Sorting Files by Name

Including advanced sorts, and coping with spaces

Sorting files is normally a fairly straight-forward task; "ls -lSr" will sort them by size, (smallest to largest). "ls -ltr" sorts them by last-modified time (oldest to newest), and so on. For more advanced sorts, say to sort them in numerical order, you may want to pipe the files through the dedicated "sort" utility. For example, here I have a set of files, which I'd like to sort numerically. For an extra twist, the names contain spaces, which as we shall see, complicates things slightly.

$ ls
10. Blade Runner  2. Pulp Fiction
11. The Shining   3. The Wizard of Oz
12. Fight Club    4. 2001 - A Space Odyssey
13. Alien         5. Schindler's List
14. Toy Story     6. Star Wars
15. The Matrix    7. Se7en
16. Amelie        8. To Kill a Mockingbird
1. Casablanca     9. The Silence of the Lambs
$ 

These files are listed in alphabetical order by default; "10" comes before "11", which is good, but also before "1", which is not what we want. We will need to pass these files to "sort -n", because that understands about the difference between sorting alphabetically and sorting numerically.

$ ls | sort -n
1. Casablanca
2. Pulp Fiction
3. The Wizard of Oz
4. 2001 - A Space Odyssey
5. Schindler's List
6. Star Wars
7. Se7en
8. To Kill a Mockingbird
9. The Silence of the Lambs
10. Blade Runner
11. The Shining
12. Fight Club
13. Alien
14. Toy Story
15. The Matrix
16. Amelie
$ 

As an aside, you may notice that "ls" by itself formatted the output into columns; this is because it knew it was writing to a terminal, so it prettified the output a little. "ls -1" (that's minus 1, not minus l) tells "ls" to always list one file per line. If it knows it is writing to a pipe, a file, or anything else, "ls" will default to writing one file per line.

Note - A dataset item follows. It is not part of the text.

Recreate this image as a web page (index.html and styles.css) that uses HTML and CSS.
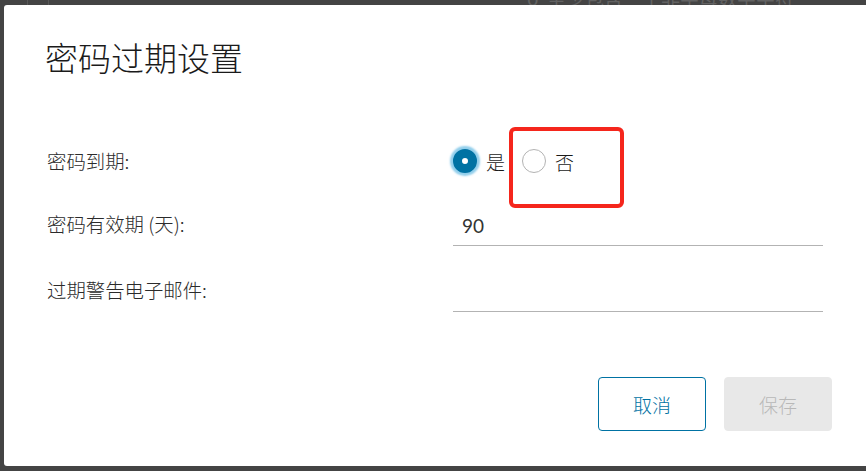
FILE: index.html
```html
<!DOCTYPE html>
<html lang="zh-CN">
<head>
<meta charset="utf-8">
<title>密码过期设置</title>
<link rel="stylesheet" href="styles.css">
</head>
<body>
  <div class="backdrop">
    <span class="hint">o&nbsp;&nbsp;至少包含一个非字母数字字符</span>
    <i class="vline vline-a"></i>
    <i class="vline vline-b"></i>
  </div>

  <div class="modal">
    <h1 class="modal-title">密码过期设置</h1>

    <div class="form">
      <div class="row row-radio">
        <div class="label">密码到期:</div>
        <div class="control radios">
          <label class="option">
            <span class="radio checked"></span>
            <span class="option-text">是</span>
          </label>
          <label class="option">
            <span class="radio"></span>
            <span class="option-text">否</span>
          </label>
        </div>
      </div>

      <div class="row row-input first-input">
        <div class="label">密码有效期 (天):</div>
        <div class="control">
          <input class="text-input" type="text" value="90">
        </div>
      </div>

      <div class="row row-input second-input">
        <div class="label">过期警告电子邮件:</div>
        <div class="control">
          <input class="text-input" type="text" value="">
        </div>
      </div>
    </div>

    <div class="footer">
      <button class="btn btn-outline">取消</button>
      <button class="btn btn-disabled" disabled>保存</button>
    </div>
  </div>

  <div class="annotation"></div>
</body>
</html>
```

FILE: styles.css
```css
html, body {
  margin: 0;
  width: 866px;
  height: 471px;
  overflow: hidden;
}

body {
  position: relative;
  background: #444444;
  padding: 5px 0 0 4px;
  box-sizing: border-box;
  font-family: "Noto Sans CJK SC", "Noto Sans", sans-serif;
}

.backdrop {
  position: absolute;
  inset: 0;
}

.hint {
  position: absolute;
  left: 527px;
  top: -13px;
  font-size: 19px;
  line-height: 22px;
  color: #626262;
  white-space: nowrap;
}

.vline {
  position: absolute;
  top: 0;
  width: 1px;
  height: 5px;
  background: #585858;
}

.vline-a { left: 27px; }
.vline-b { left: 48px; }

.modal {
  position: relative;
  width: 880px;
  height: 461px;
  box-sizing: border-box;
  background: #ffffff;
  border-radius: 3px;
  padding: 30px 52px 0 41px;
}

.modal-title {
  margin: 0;
  font-size: 33px;
  line-height: 44px;
  font-weight: 300;
  color: #1a1a1a;
}

.form {
  margin-top: 60px;
}

.row {
  display: grid;
  grid-template-columns: 408px 370px;
  align-items: center;
}

.row-radio {
  height: 44px;
}

.row-input {
  height: 40px;
}

.first-input {
  margin-top: 23px;
}

.second-input {
  margin-top: 26px;
}

.label {
  padding-left: 2px;
  font-size: 19.4px;
  line-height: 24px;
  font-weight: 300;
  color: #2b2b2b;
}

.row-input .label {
  padding-bottom: 4px;
}

.control {
  height: 100%;
}

.radios {
  display: flex;
  align-items: center;
}

.option {
  display: flex;
  align-items: center;
  gap: 9px;
  margin-right: 17px;
  font-size: 19px;
  font-weight: 300;
  color: #1a1a1a;
}

.radio {
  width: 24px;
  height: 24px;
  box-sizing: border-box;
  border-radius: 50%;
  border: 1px solid #b3b3b3;
  background: #ffffff;
}

.radio.checked {
  border: 9px solid #0072a3;
  background: #ffffff;
  box-shadow: 0 0 2px 3px rgba(108, 190, 228, 0.75);
}

.text-input {
  display: block;
  width: 100%;
  height: 40px;
  box-sizing: border-box;
  margin: 0;
  padding: 0 9px;
  border: none;
  border-bottom: 1px solid #b3b3b3;
  outline: none;
  background: transparent;
  font-family: Lato, "Noto Sans CJK SC", sans-serif;
  font-size: 19px;
  color: #333333;
}

.footer {
  display: flex;
  justify-content: flex-end;
  gap: 18px;
  margin-top: 65px;
}

.btn {
  width: 108px;
  height: 54px;
  box-sizing: border-box;
  border-radius: 4px;
  font-family: "Noto Sans CJK SC", sans-serif;
  font-size: 19px;
  font-weight: 300;
  padding: 0;
}

.btn-outline {
  background: #ffffff;
  border: 1px solid #0072a3;
  color: #0072a3;
}

.btn-disabled {
  background: #e8e8e8;
  border: 1px solid #e8e8e8;
  color: #b8b8b8;
}

.annotation {
  position: absolute;
  left: 509px;
  top: 127px;
  width: 115px;
  height: 81px;
  box-sizing: border-box;
  border: 4px solid #f5261c;
  border-radius: 6px;
}
```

Now that we have sorted the files, we can iterate through them in a loop. Here is one well-intentioned attempt:

$ for filename in `ls | sort -n`
> do
>   echo "Found file: ${filename}"
> done

Unfortunately, that does not deal with the fact that these filenames contain spaces. Every word passed to the for loop is processed in turn:

Found file: 1.
Found file: Casablanca
Found file: 2.
Found file: Pulp
Found file: Fiction
Found file: 3.
Found file: The
Found file: Wizard
. . .

Probably the tidiest way around this problem, is to pass the output into a loop; "while read filename" will read its input line-by-line, into the variable named filename. So rather than grabbing the output of "ls | sort -n" into a for loop, we pipe it into a while loop, like this:

$ ls | sort -n | while read filename
> do
>   echo "Found file: ${filename}"
> done

This produces the desired result: spaces are preserved, and the files are listed in the order that you would expect:

Found file: 1. Casablanca
Found file: 2. Pulp Fiction
Found file: 3. The Wizard of Oz
Found file: 4. 2001 - A Space Odyssey
Found file: 5. Schindler's List
. . .

These files can now be processed however you wish; this technique could be useful for a Flyway style database migration tool, where you name all of your SQL files to indicate the order in which they should be run, for example.

This is one of those types of problems, where if you know the answer, it is likely to be quite obvious, but for those not so familiar with the shell and how it processes strings, it can be quite frustrating and time consuming to work it out by trial-and-error. Hopefully this short page has helped you better to understand what is going on, and why the for loop didn't work, where the while loop did.